Input rows:
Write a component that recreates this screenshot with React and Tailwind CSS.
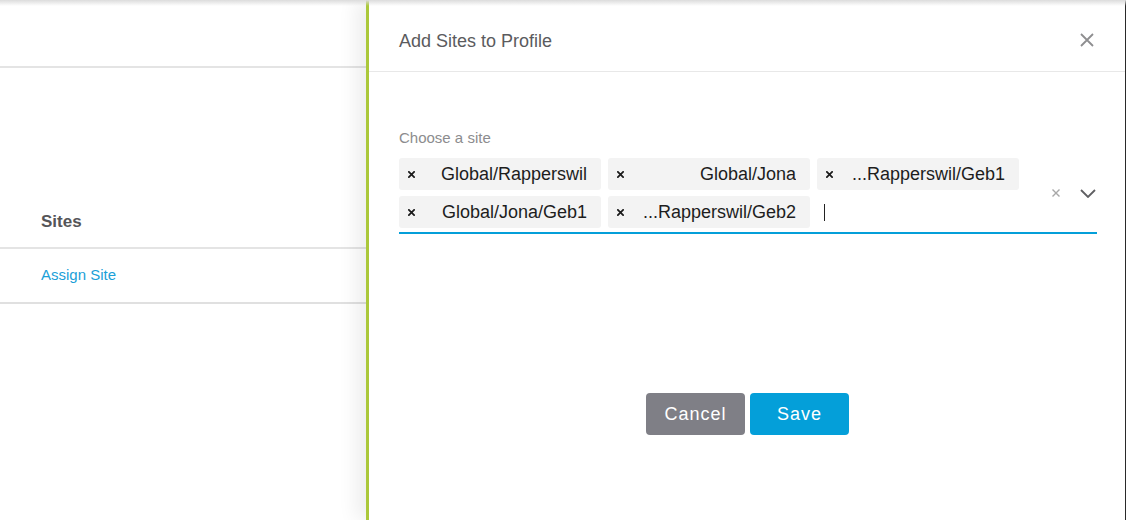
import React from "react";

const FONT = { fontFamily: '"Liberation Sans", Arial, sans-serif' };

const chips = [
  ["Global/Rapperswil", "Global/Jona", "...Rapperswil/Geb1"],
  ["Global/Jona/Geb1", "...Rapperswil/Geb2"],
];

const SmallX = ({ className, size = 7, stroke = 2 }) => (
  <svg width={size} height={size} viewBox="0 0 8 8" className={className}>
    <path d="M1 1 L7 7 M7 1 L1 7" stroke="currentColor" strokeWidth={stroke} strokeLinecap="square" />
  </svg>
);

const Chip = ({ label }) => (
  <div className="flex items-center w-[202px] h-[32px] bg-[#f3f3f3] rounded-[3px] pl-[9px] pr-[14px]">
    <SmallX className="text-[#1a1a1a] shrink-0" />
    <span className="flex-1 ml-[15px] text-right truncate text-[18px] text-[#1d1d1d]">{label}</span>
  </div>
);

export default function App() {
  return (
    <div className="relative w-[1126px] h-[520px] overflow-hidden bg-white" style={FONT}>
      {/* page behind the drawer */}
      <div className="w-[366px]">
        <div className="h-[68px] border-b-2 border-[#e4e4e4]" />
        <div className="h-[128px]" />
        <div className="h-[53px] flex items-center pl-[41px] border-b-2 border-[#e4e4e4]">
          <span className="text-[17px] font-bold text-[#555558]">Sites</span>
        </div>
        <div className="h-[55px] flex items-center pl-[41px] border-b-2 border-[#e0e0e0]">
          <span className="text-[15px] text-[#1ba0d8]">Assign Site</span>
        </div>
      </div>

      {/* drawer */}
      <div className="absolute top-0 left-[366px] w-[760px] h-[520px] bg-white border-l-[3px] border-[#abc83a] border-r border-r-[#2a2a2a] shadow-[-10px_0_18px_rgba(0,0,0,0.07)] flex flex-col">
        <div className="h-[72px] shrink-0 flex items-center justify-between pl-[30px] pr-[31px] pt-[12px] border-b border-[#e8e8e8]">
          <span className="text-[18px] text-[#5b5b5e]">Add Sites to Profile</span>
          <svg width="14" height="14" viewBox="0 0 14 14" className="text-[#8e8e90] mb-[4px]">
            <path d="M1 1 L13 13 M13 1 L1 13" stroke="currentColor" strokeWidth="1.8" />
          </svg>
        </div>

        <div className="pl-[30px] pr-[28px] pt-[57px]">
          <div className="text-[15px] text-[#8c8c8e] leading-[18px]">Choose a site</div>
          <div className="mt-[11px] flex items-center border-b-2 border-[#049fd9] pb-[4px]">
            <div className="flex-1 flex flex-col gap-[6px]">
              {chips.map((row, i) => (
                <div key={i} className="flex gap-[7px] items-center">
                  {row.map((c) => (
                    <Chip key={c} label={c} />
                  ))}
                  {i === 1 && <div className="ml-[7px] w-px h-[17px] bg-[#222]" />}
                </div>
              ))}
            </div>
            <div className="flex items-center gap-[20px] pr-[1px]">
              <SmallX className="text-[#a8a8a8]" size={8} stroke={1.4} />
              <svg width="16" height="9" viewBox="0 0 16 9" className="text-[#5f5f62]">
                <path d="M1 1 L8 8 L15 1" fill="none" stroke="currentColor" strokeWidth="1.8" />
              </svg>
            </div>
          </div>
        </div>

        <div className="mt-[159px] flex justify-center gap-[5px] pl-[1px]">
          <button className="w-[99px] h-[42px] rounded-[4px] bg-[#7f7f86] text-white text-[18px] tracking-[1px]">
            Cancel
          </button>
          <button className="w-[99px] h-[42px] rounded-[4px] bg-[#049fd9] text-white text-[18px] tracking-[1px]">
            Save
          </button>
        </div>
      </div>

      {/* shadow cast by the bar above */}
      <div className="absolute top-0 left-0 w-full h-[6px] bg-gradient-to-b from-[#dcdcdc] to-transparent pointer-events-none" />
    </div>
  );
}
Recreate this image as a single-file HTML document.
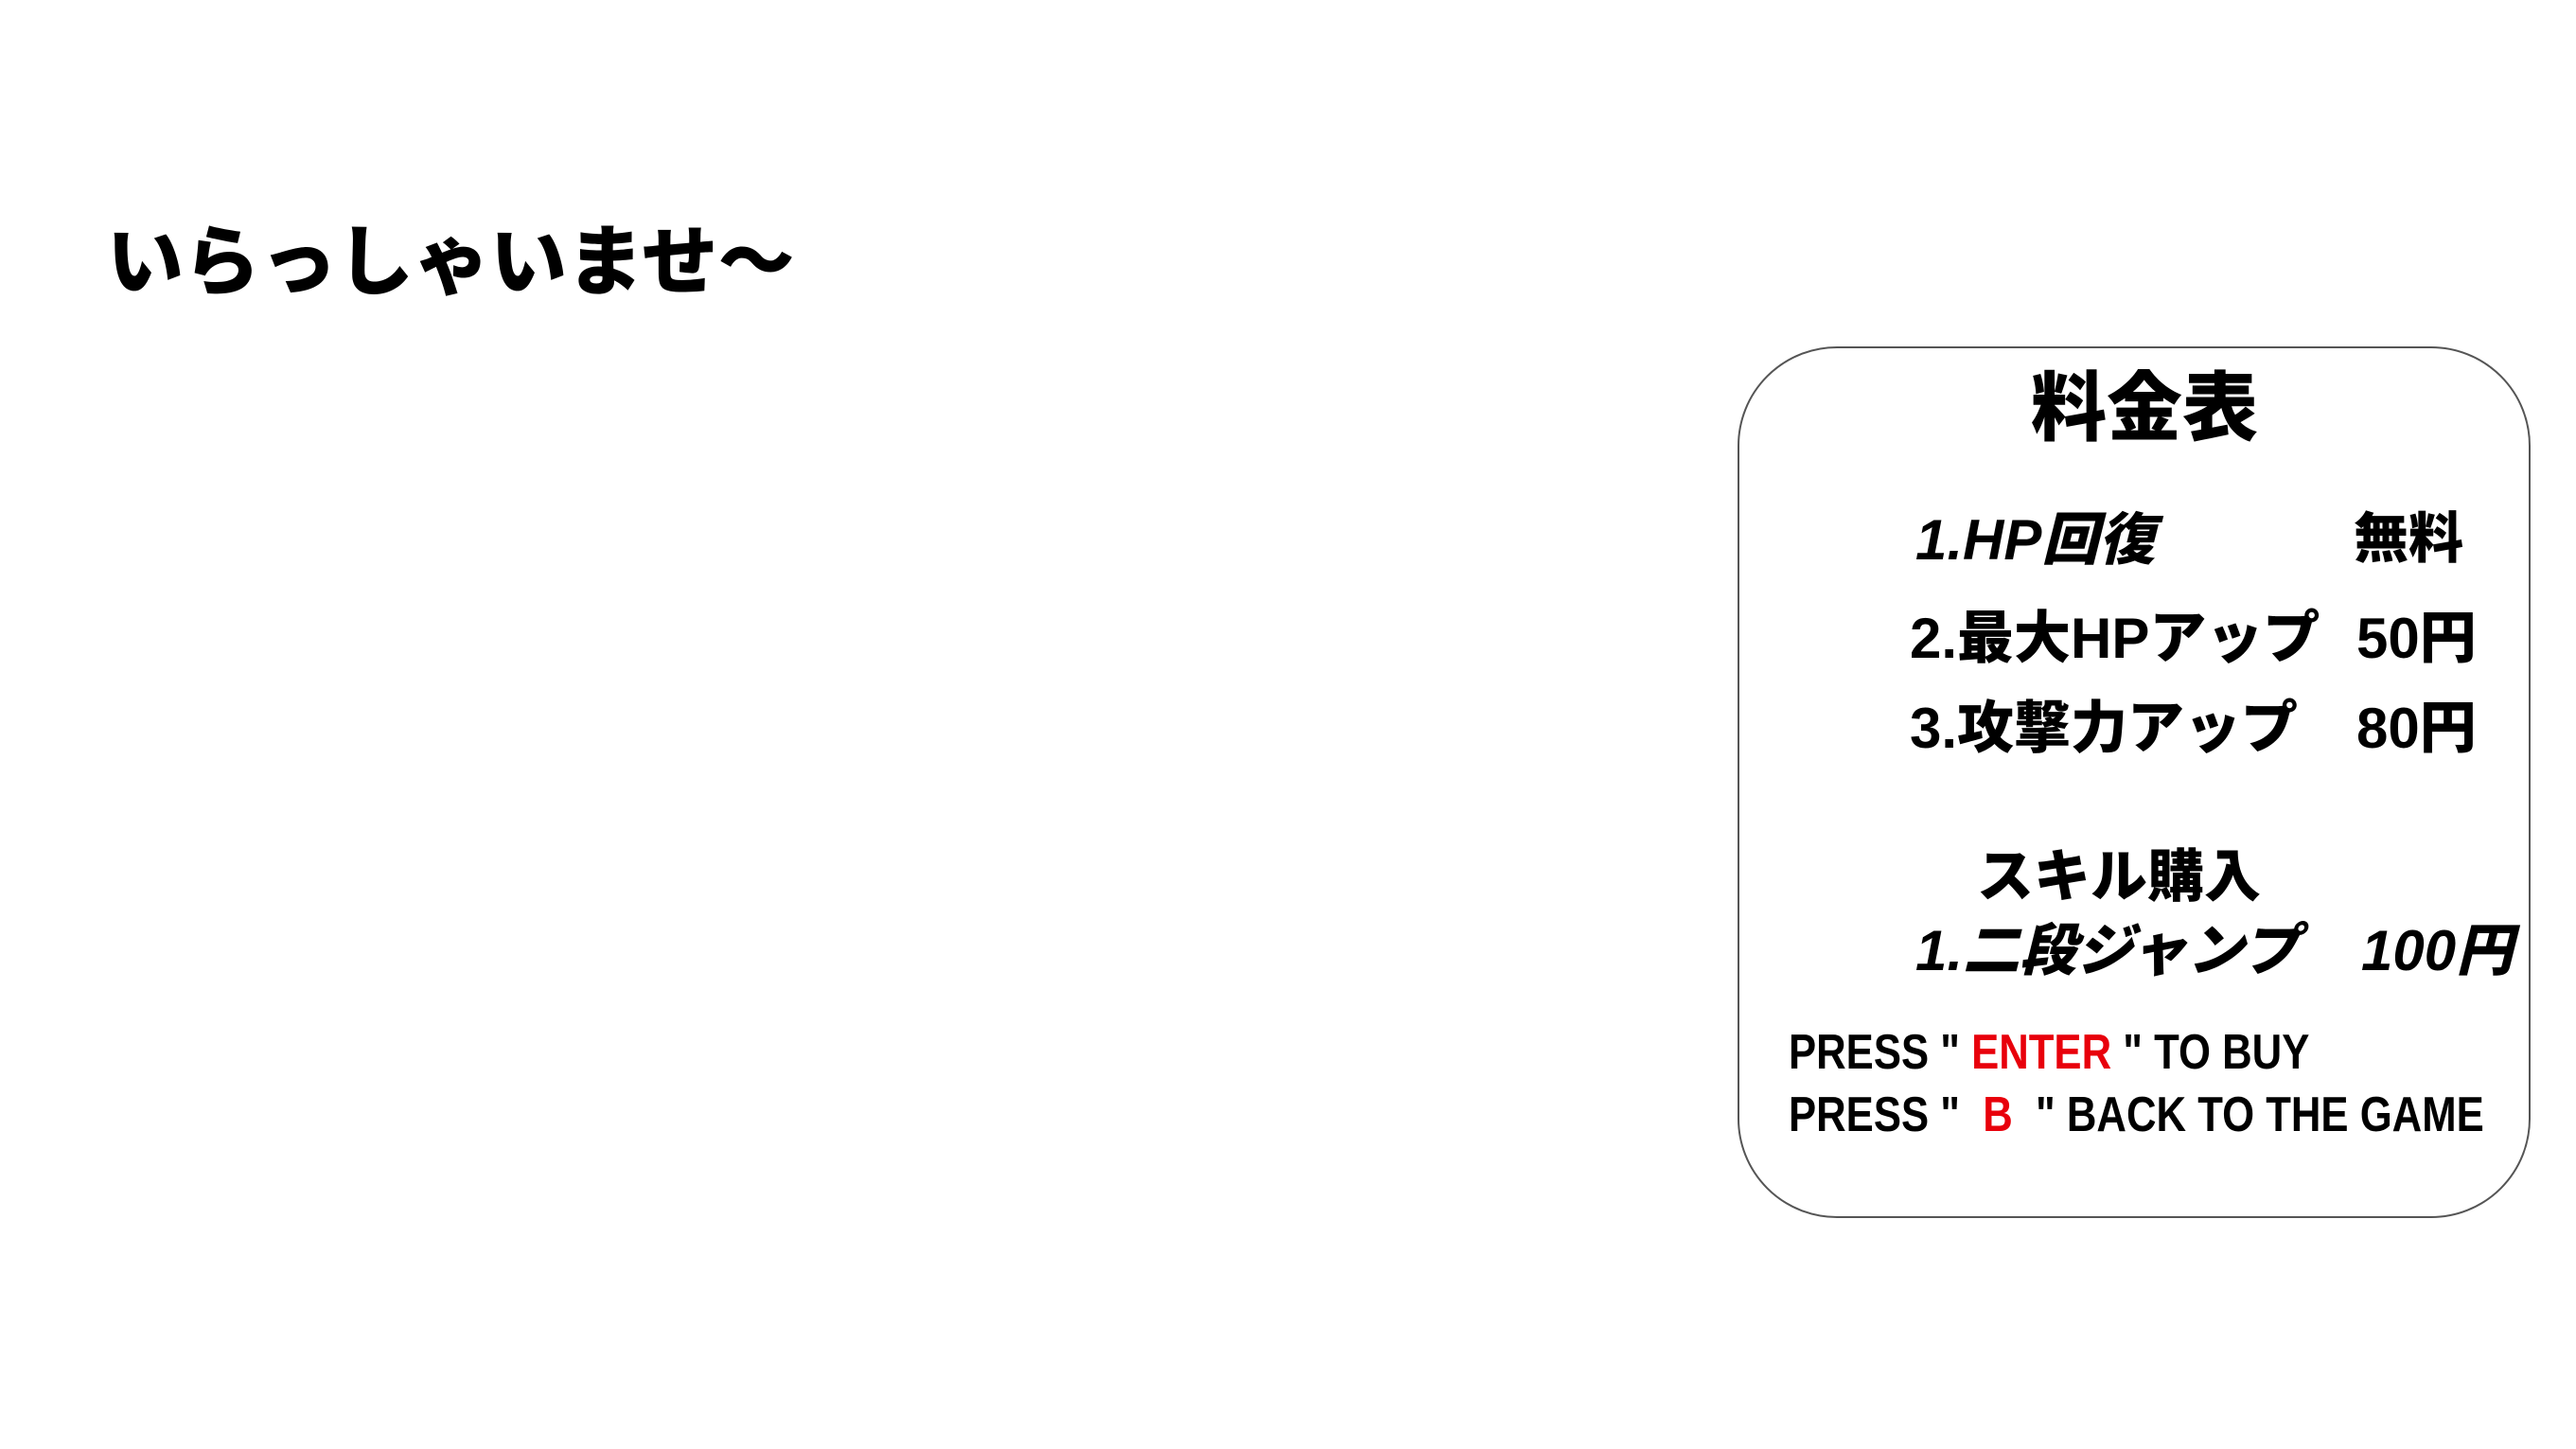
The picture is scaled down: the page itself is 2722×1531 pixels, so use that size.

What this task involves:
Which lines of the data include "page"? Copy each of them.

Answer to this problem:
      {/* page behind the drawer */}
The picture is scaled down: the page itself is 2722×1531 pixels, so use that size.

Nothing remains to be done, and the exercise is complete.